A spokesperson for the mayor said in part, "With over 130 emergency sites and eight humanitarian relief centers already opened, we have reached our limit... In an effort to mitigate those risks and find room within our shelter system, the city has temporarily suspended the policy surrounding timing for placements in shelters."

It subjected him to limited praise.

"The mayor has finally realized that there is a limited and finite amount of money that can go to this solution, and we are hampered by our right to shelter laws and our constitutional requirements to house people," said Council Minority Leader Joseph Borelli. "I don't believe that our right to shelter or the Callahan Consent Decree has ever been intended to include noncitizens."

Meanwhile, activists rallied Thursday at City Hall against the mayor's decision.

Comptroller Brad Lander says the mayor jumped the gun because the city has no way of knowing if there will be an increase in asylum seekers coming here.

"I don't think that there was a need or is a need to roll back the critical shelter safety protections of the right-to-shelter ... There is critical work to do to find more spaces, and I give him credit for doing that, but I believe we can meet our obligations through the rules as they are," he said.

There's political fallout from the mayor's actions.

Adams' demand for federal aid has apparently caused President Joe Biden to drop him from a national advisory board for his re-election campaign. The mayor insists he's doing the right thing for the city, but it won't stop him from supporting the president's re-election.

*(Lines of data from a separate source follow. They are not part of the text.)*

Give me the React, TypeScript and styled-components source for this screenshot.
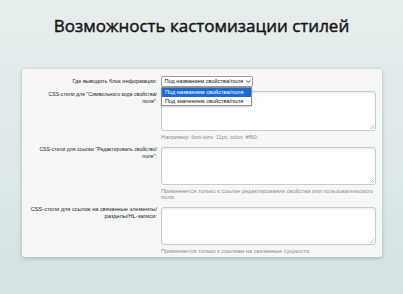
import React from 'react';
import styled, { createGlobalStyle } from 'styled-components';

const GlobalStyle = createGlobalStyle`
  html, body {
    margin: 0;
    padding: 0;
  }
  body {
    width: 403px;
    height: 294px;
    overflow: hidden;
    background: linear-gradient(180deg, #e6eded 0%, #dde8e8 60%, #d4e2e2 100%);
    font-family: "Liberation Sans", Arial, sans-serif;
  }
`;

const Page = styled.div`
  width: 403px;
  height: 294px;
  display: flex;
  flex-direction: column;
  align-items: flex-start;
`;

const Title = styled.h1`
  margin: 15px 0 0 0;
  width: 100%;
  text-align: center;
  font-family: "Open Sans", sans-serif;
  font-weight: 400;
  font-size: 17px;
  line-height: 22px;
  color: #151515;
  -webkit-text-stroke: 0.45px #151515;
`;

const Card = styled.div`
  margin: 32px 0 0 22px;
  width: 360px;
  box-sizing: border-box;
  padding: 7px 6px 3px 0;
  background: #f5f7f7;
  border-radius: 3px;
  box-shadow: 0 1px 4px rgba(0, 0, 0, 0.22);
  display: grid;
  grid-template-columns: 135px 1fr;
  column-gap: 4px;
`;

const Label = styled.div<{ $center?: boolean; $top?: number; $size?: number }>`
  font-size: ${p => p.$size ?? 5.55}px;
  line-height: 7px;
  color: #1e1e1e;
  text-align: right;
  white-space: nowrap;
  align-self: ${p => (p.$center ? 'center' : 'start')};
  margin-top: ${p => p.$top ?? 0}px;
`;

const Field = styled.div<{ $gap?: number }>`
  display: flex;
  flex-direction: column;
  margin-top: ${p => p.$gap ?? 0}px;
`;

const SelectWrap = styled.div`
  position: relative;
  width: 92px;
`;

const SelectBox = styled.div`
  height: 11px;
  box-sizing: border-box;
  border: 1px solid #9a9a9a;
  border-radius: 2px;
  background: #fff;
  font-size: 5.6px;
  line-height: 9px;
  color: #111;
  padding: 0 1.5px 0 2.5px;
  white-space: nowrap;
  display: flex;
  align-items: center;
  justify-content: space-between;

  svg {
    flex-shrink: 0;
  }
`;

const Dropdown = styled.div`
  position: absolute;
  left: 0;
  top: 11px;
  width: 91px;
  background: #fff;
  border: 1px solid #8f8f8f;
  box-sizing: border-box;
  box-shadow: 0 1px 2px rgba(0, 0, 0, 0.2);
  z-index: 2;
`;

const Option = styled.div<{ $active?: boolean }>`
  height: 8.5px;
  font-size: 5.6px;
  line-height: 8.5px;
  padding-left: 3px;
  white-space: nowrap;
  color: ${p => (p.$active ? '#fff' : '#111')};
  background: ${p => (p.$active ? '#1c6ad4' : '#fff')};
`;

const TextArea = styled.div<{ $h: number }>`
  height: ${p => p.$h}px;
  box-sizing: border-box;
  border: 1px solid #c7cbcb;
  border-radius: 3px;
  background: #fff;
  box-shadow: inset 0 1px 2px rgba(0, 0, 0, 0.08);
  position: relative;
`;

const Grip = styled.svg`
  position: absolute;
  right: 1px;
  bottom: 1px;
`;

const Hint = styled.div`
  margin-top: 3px;
  font-size: 5.72px;
  line-height: 6.5px;
  color: #8a8d8d;
  white-space: nowrap;
`;

const Chevron = () => (
  <svg width="5" height="5" viewBox="0 0 5 5">
    <path d="M0.6 1.4 L2.5 3.4 L4.4 1.4" fill="none" stroke="#333" strokeWidth="0.9" />
  </svg>
);

const Area: React.FC<{ h: number }> = ({ h }) => (
  <TextArea $h={h}>
    <Grip width="4" height="4" viewBox="0 0 4 4">
      <path d="M4 0 L0 4 M4 2 L2 4" stroke="#aaa" strokeWidth="0.6" />
    </Grip>
  </TextArea>
);

export default function App() {
  return (
    <Page>
      <GlobalStyle />
      <Title>Возможность кастомизации стилей</Title>
      <Card>
        <Label $center>Где выводить блок информации:</Label>
        <Field>
          <SelectWrap>
            <SelectBox>
              <span>Под названием свойства/поля</span>
              <Chevron />
            </SelectBox>
            <Dropdown>
              <Option $active>Под названием свойства/поля</Option>
              <Option>Под значением свойства/поля</Option>
            </Dropdown>
          </SelectWrap>
        </Field>

        <Label $top={4} $size={5.2}>CSS-стили для "Символьного кода свойства/<br />поля":</Label>
        <Field $gap={4}>
          <Area h={40} />
          <Hint>Например: font-size: 11pt; color: #f60;</Hint>
        </Field>

        <Label $top={5} $size={5.15}>CSS-стили для ссылки "Редактировать свойство/<br />поле":</Label>
        <Field $gap={6}>
          <Area h={38} />
          <Hint>
            Применяется только к ссылке редактирования свойства или пользовательского
            <br />
            поля.
          </Hint>
        </Field>

        <Label $top={5} $size={5.65}>CSS-стили для ссылок на связанные элементы/<br />разделы/HL-записи:</Label>
        <Field $gap={6}>
          <Area h={38} />
          <Hint>Применяется только к ссылкам на связанные сущности.</Hint>
        </Field>
      </Card>
    </Page>
  );
}
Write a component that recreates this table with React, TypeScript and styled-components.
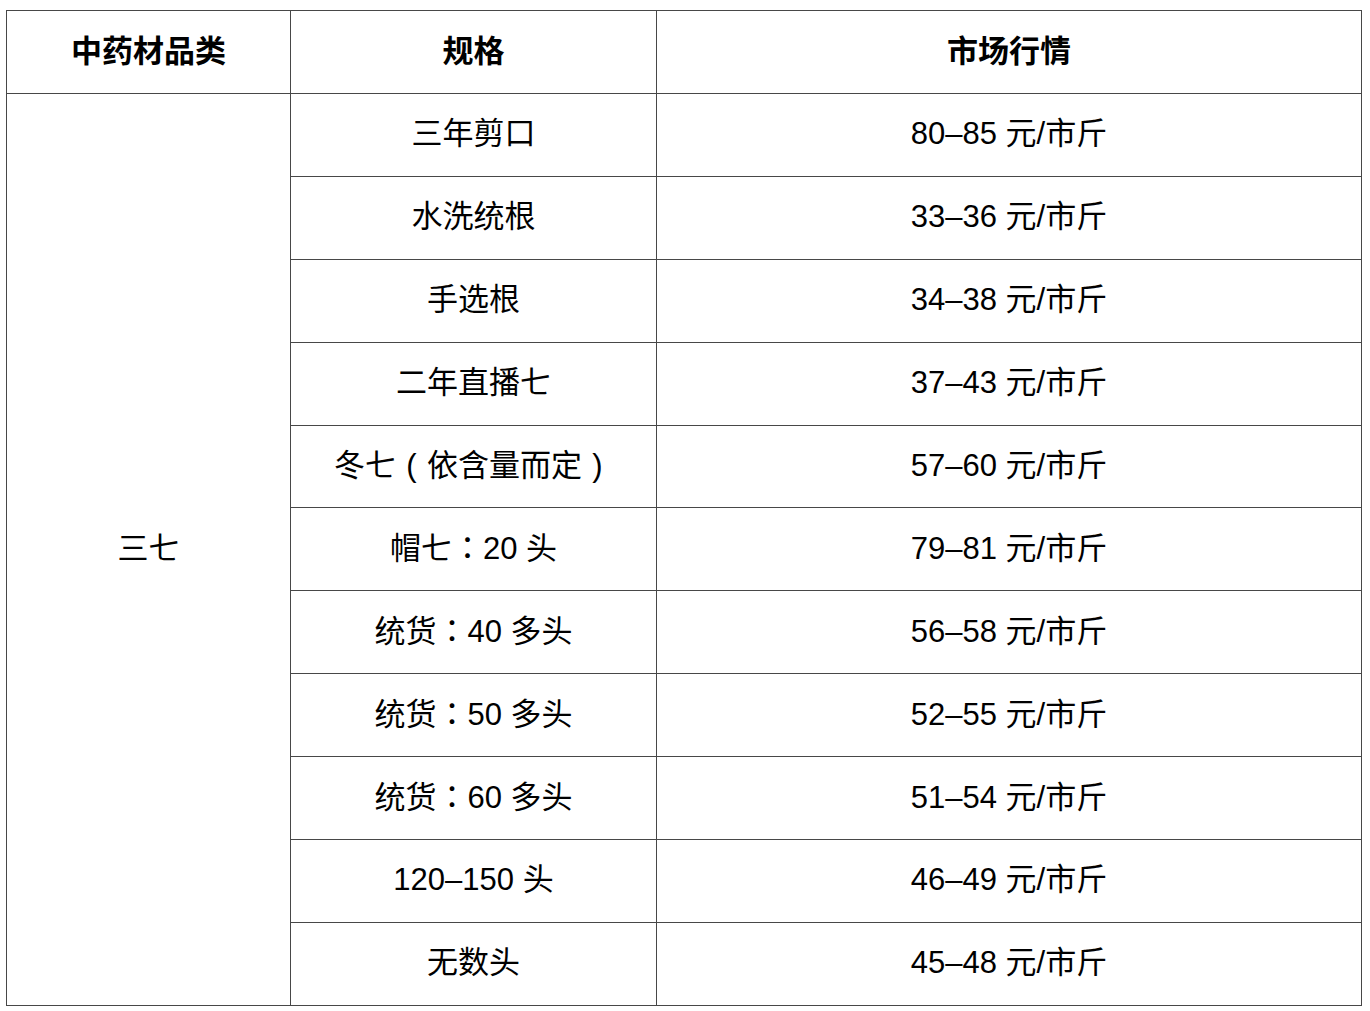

The city has already filled more than 100 shelters with asylum seekers. 

Gov. Kathy Hochul signed an executive order this week that will speed up the release of more than $1 billion in finding and allow the state to bring in an additional 500 National Guard members to help at shelters.

"I am working very closely with the mayor to identify more sites where we can welcome these individuals," she said. "They're human beings, they deserve to be treated with dignity. But also we're going to have a capacity issue, so we're going to be needing to look at other places as well."

The mayor's office says the suspension is temporary, but there's no word on what it will be lifted.